● **Stated goal**:
Set each record down exactly, excluding all images.

● **Records to use**:
******

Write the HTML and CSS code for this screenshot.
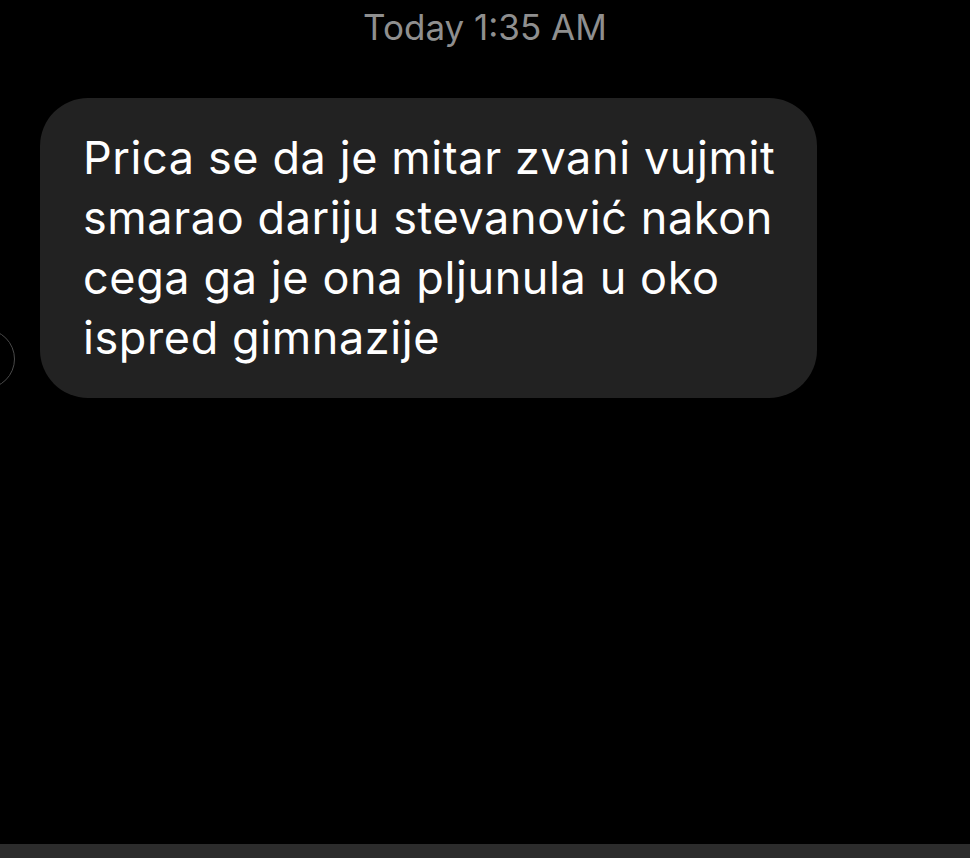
FILE: index.html
```html
<!DOCTYPE html>
<html lang="sr">
<head>
    <meta charset="UTF-8">
    <meta name="viewport" content="width=device-width, initial-scale=1.0">
    <title>Poruke</title>
    <link rel="stylesheet" href="styles.css">
</head>
<body>
    <div class="chat">
        <div class="timestamp">Today 1:35 AM</div>

        <div class="message-row">
            <div class="avatar"></div>
            <div class="bubble">
                Prica se da je mitar zvani vujmit<br>
                smarao dariju stevanović nakon<br>
                cega ga je ona pljunula u oko<br>
                ispred gimnazije
            </div>
        </div>
    </div>

    <div class="bottom-bar"></div>
</body>
</html>
```

FILE: styles.css
```css
body {
    font-family: Inter, "Noto Sans", sans-serif;
    background-color: #000;
    color: white;
    margin: 0;
    padding: 0;
    height: 858px;
    overflow: hidden;
    display: flex;
    flex-direction: column;
}

.chat {
    flex: 1;
}

.timestamp {
    color: #8f8f8f;
    font-size: 35px;
    text-align: center;
    padding-top: 7px;
    height: 40px;
    line-height: 40px;
}

.message-row {
    display: flex;
    align-items: flex-end;
    margin-top: 51px;
}

.avatar {
    width: 58px;
    height: 58px;
    border: 1.5px solid #4a4a4a;
    border-radius: 50%;
    margin-left: -45px;
    margin-bottom: 9px;
    flex-shrink: 0;
}

.bubble {
    background-color: #222222;
    border-radius: 48px;
    margin-left: 25px;
    width: 777px;
    box-sizing: border-box;
    padding: 30px 10px 30px 43px;
    font-size: 45px;
    letter-spacing: 0.6px;
    line-height: 60px;
}

.bottom-bar {
    height: 14px;
    background-color: #2c2c2c;
}
```
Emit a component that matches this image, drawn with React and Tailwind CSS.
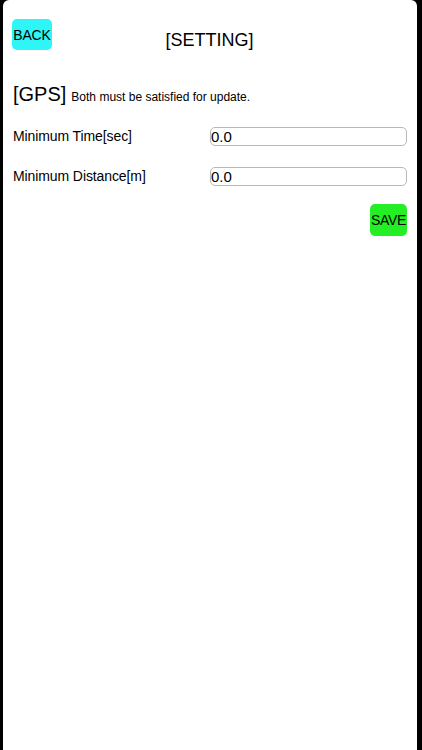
export default function App() {
  const rows = [
    { label: "Minimum Time[sec]", value: "0.0" },
    { label: "Minimum Distance[m]", value: "0.0" },
  ];

  return (
    <div className="flex h-[750px] w-full bg-black pl-[3px] pr-[5px] font-['Liberation_Sans',Arial,sans-serif] text-black">
      <div className="flex-1 rounded-t-[6px] bg-white">
        {/* Header */}
        <div className="grid grid-cols-[1fr_auto_1fr] items-start pl-[9px] pr-[10px] pt-[19px]">
          <div>
            <button className="flex h-[31px] w-[40px] items-center justify-center rounded-[5px] bg-[#2ef6f6] text-[14px] leading-none tracking-[-0.2px]">
              BACK
            </button>
          </div>
          <h1 className="mt-[10px] text-[18px] leading-[22px]">[SETTING]</h1>
          <div />
        </div>

        {/* GPS section */}
        <div className="mt-[31px] flex items-baseline gap-[5px] pl-[10px]">
          <span className="text-[20px] leading-[24px]">[GPS]</span>
          <span className="text-[12px]">Both must be satisfied for update.</span>
        </div>

        <div className="mt-[21px] flex flex-col gap-[21px] pl-[10px] pr-[10px]">
          {rows.map((row) => (
            <div key={row.label} className="grid grid-cols-[1fr_197px] items-center">
              <label className="text-[14px] leading-[19px] tracking-[-0.1px]">{row.label}</label>
              <input
                type="text"
                defaultValue={row.value}
                className="h-[19px] w-full rounded-[5px] border border-[#b8b8b8] px-0 text-[15px] leading-none outline-none"
              />
            </div>
          ))}
        </div>

        <div className="mt-[18px] flex justify-end pr-[10px]">
          <button className="flex h-[32px] w-[37px] items-center justify-center rounded-[5px] bg-[#24ef24] text-[14px] leading-none tracking-[-0.3px]">
            SAVE
          </button>
        </div>
      </div>
    </div>
  );
}
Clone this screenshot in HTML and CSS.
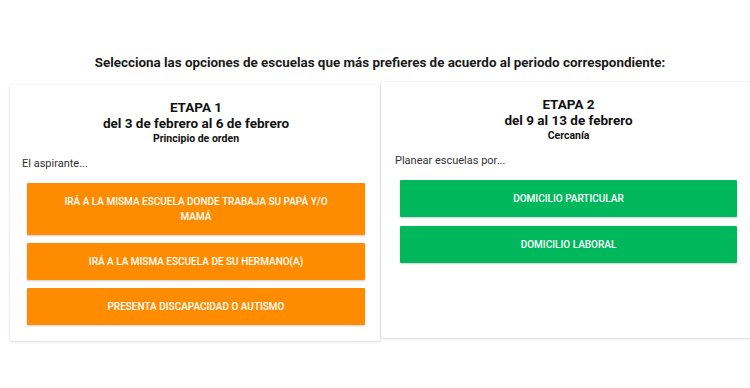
FILE: index.html
```html
<!DOCTYPE html>
<html lang="es">
<head>
<meta charset="utf-8">
<link rel="stylesheet" href="styles.css">
</head>
<body>
<div class="page">
  <h1 class="title">Selecciona las opciones de escuelas que más prefieres de acuerdo al periodo correspondiente:</h1>
  <div class="row">
    <section class="card card-left">
      <div class="head">
        <div class="stage">ETAPA 1</div>
        <div class="dates">del 3 de febrero al 6 de febrero</div>
        <div class="crit">Principio de orden</div>
      </div>
      <p class="lead">El aspirante...</p>
      <div class="buttons">
        <button class="btn orange">IRÁ A LA MISMA ESCUELA DONDE TRABAJA SU PAPÁ Y/O MAMÁ</button>
        <button class="btn orange">IRÁ A LA MISMA ESCUELA DE SU HERMANO(A)</button>
        <button class="btn orange">PRESENTA DISCAPACIDAD O AUTISMO</button>
      </div>
    </section>
    <section class="card card-right">
      <div class="head">
        <div class="stage">ETAPA 2</div>
        <div class="dates">del 9 al 13 de febrero</div>
        <div class="crit">Cercanía</div>
      </div>
      <p class="lead">Planear escuelas por...</p>
      <div class="buttons">
        <button class="btn green">DOMICILIO PARTICULAR</button>
        <button class="btn green">DOMICILIO LABORAL</button>
      </div>
    </section>
  </div>
</div>
</body>
</html>
```
FILE: styles.css
```css
html, body {
  margin: 0;
  padding: 0;
  background: #ffffff;
  overflow: hidden;
}
body {
  font-family: Roboto, "Liberation Sans", Arial, sans-serif;
  color: #212121;
  width: 750px;
  height: 388px;
}
.page {
  padding-top: 53px;
}
.title {
  margin: 0;
  font-size: 13.4px;
  font-weight: 700;
  line-height: 20px;
  text-align: center;
  padding-left: 10px;
  color: #1a1a1a;
}
.row {
  display: flex;
  align-items: flex-start;
  margin-top: 9px;
  margin-left: 10px;
  gap: 1px;
  width: 760px;
}
.card {
  background: #fff;
  box-shadow: 0 1px 3px rgba(0,0,0,0.14), 0 0 1px rgba(0,0,0,0.12);
  border-radius: 2px;
  padding-top: 14px;
  box-sizing: border-box;
  height: 256px;
}
.card-left {
  width: 370px;
  margin-top: 3px;
  padding-left: 17px;
  padding-right: 15px;
}
.card-right {
  width: 378px;
  padding-left: 19px;
  padding-right: 22px;
}
.head {
  text-align: center;
}
.stage {
  font-size: 13.5px;
  font-weight: 700;
  line-height: 16px;
  color: #111;
}
.dates {
  font-size: 13.5px;
  font-weight: 700;
  line-height: 16px;
  color: #111;
}
.crit {
  font-size: 10.5px;
  font-weight: 700;
  line-height: 15px;
  color: #111;
}
.lead {
  margin: 10px 0 12px -5px;
  font-size: 11px;
  line-height: 15px;
  color: #333;
}
.buttons {
  display: flex;
  flex-direction: column;
  gap: 8px;
}
.btn {
  border: 0;
  border-radius: 1px;
  color: #fff;
  font-family: Roboto, "Liberation Sans", Arial, sans-serif;
  font-size: 10px;
  font-weight: 500;
  line-height: 15px;
  padding: 11px 28px;
  text-align: center;
  box-shadow: 0 1px 2px rgba(0,0,0,0.2);
  min-height: 37px;
  width: 100%;
}
.orange { background: #ff8c00; }
.green { background: #00b85c; }
.card-right .buttons { gap: 9px; }
```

******

● **Correct result**:
Write the HTML and CSS code for this screenshot.
FILE: index.html
```html
<!DOCTYPE html>
<html lang="sr">
<head>
    <meta charset="UTF-8">
    <meta name="viewport" content="width=device-width, initial-scale=1.0">
    <title>Poruke</title>
    <link rel="stylesheet" href="styles.css">
</head>
<body>
    <div class="chat">
        <div class="timestamp">Today 1:35 AM</div>

        <div class="message-row">
            <div class="avatar"></div>
            <div class="bubble">
                Prica se da je mitar zvani vujmit<br>
                smarao dariju stevanović nakon<br>
                cega ga je ona pljunula u oko<br>
                ispred gimnazije
            </div>
        </div>
    </div>

    <div class="bottom-bar"></div>
</body>
</html>
```

FILE: styles.css
```css
body {
    font-family: Inter, "Noto Sans", sans-serif;
    background-color: #000;
    color: white;
    margin: 0;
    padding: 0;
    height: 858px;
    overflow: hidden;
    display: flex;
    flex-direction: column;
}

.chat {
    flex: 1;
}

.timestamp {
    color: #8f8f8f;
    font-size: 35px;
    text-align: center;
    padding-top: 7px;
    height: 40px;
    line-height: 40px;
}

.message-row {
    display: flex;
    align-items: flex-end;
    margin-top: 51px;
}

.avatar {
    width: 58px;
    height: 58px;
    border: 1.5px solid #4a4a4a;
    border-radius: 50%;
    margin-left: -45px;
    margin-bottom: 9px;
    flex-shrink: 0;
}

.bubble {
    background-color: #222222;
    border-radius: 48px;
    margin-left: 25px;
    width: 777px;
    box-sizing: border-box;
    padding: 30px 10px 30px 43px;
    font-size: 45px;
    letter-spacing: 0.6px;
    line-height: 60px;
}

.bottom-bar {
    height: 14px;
    background-color: #2c2c2c;
}
```
Emit a component that matches this image, drawn with React and Tailwind CSS.
export default function App() {
  const rows = [
    { label: "Minimum Time[sec]", value: "0.0" },
    { label: "Minimum Distance[m]", value: "0.0" },
  ];

  return (
    <div className="flex h-[750px] w-full bg-black pl-[3px] pr-[5px] font-['Liberation_Sans',Arial,sans-serif] text-black">
      <div className="flex-1 rounded-t-[6px] bg-white">
        {/* Header */}
        <div className="grid grid-cols-[1fr_auto_1fr] items-start pl-[9px] pr-[10px] pt-[19px]">
          <div>
            <button className="flex h-[31px] w-[40px] items-center justify-center rounded-[5px] bg-[#2ef6f6] text-[14px] leading-none tracking-[-0.2px]">
              BACK
            </button>
          </div>
          <h1 className="mt-[10px] text-[18px] leading-[22px]">[SETTING]</h1>
          <div />
        </div>

        {/* GPS section */}
        <div className="mt-[31px] flex items-baseline gap-[5px] pl-[10px]">
          <span className="text-[20px] leading-[24px]">[GPS]</span>
          <span className="text-[12px]">Both must be satisfied for update.</span>
        </div>

        <div className="mt-[21px] flex flex-col gap-[21px] pl-[10px] pr-[10px]">
          {rows.map((row) => (
            <div key={row.label} className="grid grid-cols-[1fr_197px] items-center">
              <label className="text-[14px] leading-[19px] tracking-[-0.1px]">{row.label}</label>
              <input
                type="text"
                defaultValue={row.value}
                className="h-[19px] w-full rounded-[5px] border border-[#b8b8b8] px-0 text-[15px] leading-none outline-none"
              />
            </div>
          ))}
        </div>

        <div className="mt-[18px] flex justify-end pr-[10px]">
          <button className="flex h-[32px] w-[37px] items-center justify-center rounded-[5px] bg-[#24ef24] text-[14px] leading-none tracking-[-0.3px]">
            SAVE
          </button>
        </div>
      </div>
    </div>
  );
}
Clone this screenshot in HTML and CSS.
FILE: index.html
```html
<!DOCTYPE html>
<html lang="es">
<head>
<meta charset="utf-8">
<link rel="stylesheet" href="styles.css">
</head>
<body>
<div class="page">
  <h1 class="title">Selecciona las opciones de escuelas que más prefieres de acuerdo al periodo correspondiente:</h1>
  <div class="row">
    <section class="card card-left">
      <div class="head">
        <div class="stage">ETAPA 1</div>
        <div class="dates">del 3 de febrero al 6 de febrero</div>
        <div class="crit">Principio de orden</div>
      </div>
      <p class="lead">El aspirante...</p>
      <div class="buttons">
        <button class="btn orange">IRÁ A LA MISMA ESCUELA DONDE TRABAJA SU PAPÁ Y/O MAMÁ</button>
        <button class="btn orange">IRÁ A LA MISMA ESCUELA DE SU HERMANO(A)</button>
        <button class="btn orange">PRESENTA DISCAPACIDAD O AUTISMO</button>
      </div>
    </section>
    <section class="card card-right">
      <div class="head">
        <div class="stage">ETAPA 2</div>
        <div class="dates">del 9 al 13 de febrero</div>
        <div class="crit">Cercanía</div>
      </div>
      <p class="lead">Planear escuelas por...</p>
      <div class="buttons">
        <button class="btn green">DOMICILIO PARTICULAR</button>
        <button class="btn green">DOMICILIO LABORAL</button>
      </div>
    </section>
  </div>
</div>
</body>
</html>
```
FILE: styles.css
```css
html, body {
  margin: 0;
  padding: 0;
  background: #ffffff;
  overflow: hidden;
}
body {
  font-family: Roboto, "Liberation Sans", Arial, sans-serif;
  color: #212121;
  width: 750px;
  height: 388px;
}
.page {
  padding-top: 53px;
}
.title {
  margin: 0;
  font-size: 13.4px;
  font-weight: 700;
  line-height: 20px;
  text-align: center;
  padding-left: 10px;
  color: #1a1a1a;
}
.row {
  display: flex;
  align-items: flex-start;
  margin-top: 9px;
  margin-left: 10px;
  gap: 1px;
  width: 760px;
}
.card {
  background: #fff;
  box-shadow: 0 1px 3px rgba(0,0,0,0.14), 0 0 1px rgba(0,0,0,0.12);
  border-radius: 2px;
  padding-top: 14px;
  box-sizing: border-box;
  height: 256px;
}
.card-left {
  width: 370px;
  margin-top: 3px;
  padding-left: 17px;
  padding-right: 15px;
}
.card-right {
  width: 378px;
  padding-left: 19px;
  padding-right: 22px;
}
.head {
  text-align: center;
}
.stage {
  font-size: 13.5px;
  font-weight: 700;
  line-height: 16px;
  color: #111;
}
.dates {
  font-size: 13.5px;
  font-weight: 700;
  line-height: 16px;
  color: #111;
}
.crit {
  font-size: 10.5px;
  font-weight: 700;
  line-height: 15px;
  color: #111;
}
.lead {
  margin: 10px 0 12px -5px;
  font-size: 11px;
  line-height: 15px;
  color: #333;
}
.buttons {
  display: flex;
  flex-direction: column;
  gap: 8px;
}
.btn {
  border: 0;
  border-radius: 1px;
  color: #fff;
  font-family: Roboto, "Liberation Sans", Arial, sans-serif;
  font-size: 10px;
  font-weight: 500;
  line-height: 15px;
  padding: 11px 28px;
  text-align: center;
  box-shadow: 0 1px 2px rgba(0,0,0,0.2);
  min-height: 37px;
  width: 100%;
}
.orange { background: #ff8c00; }
.green { background: #00b85c; }
.card-right .buttons { gap: 9px; }
```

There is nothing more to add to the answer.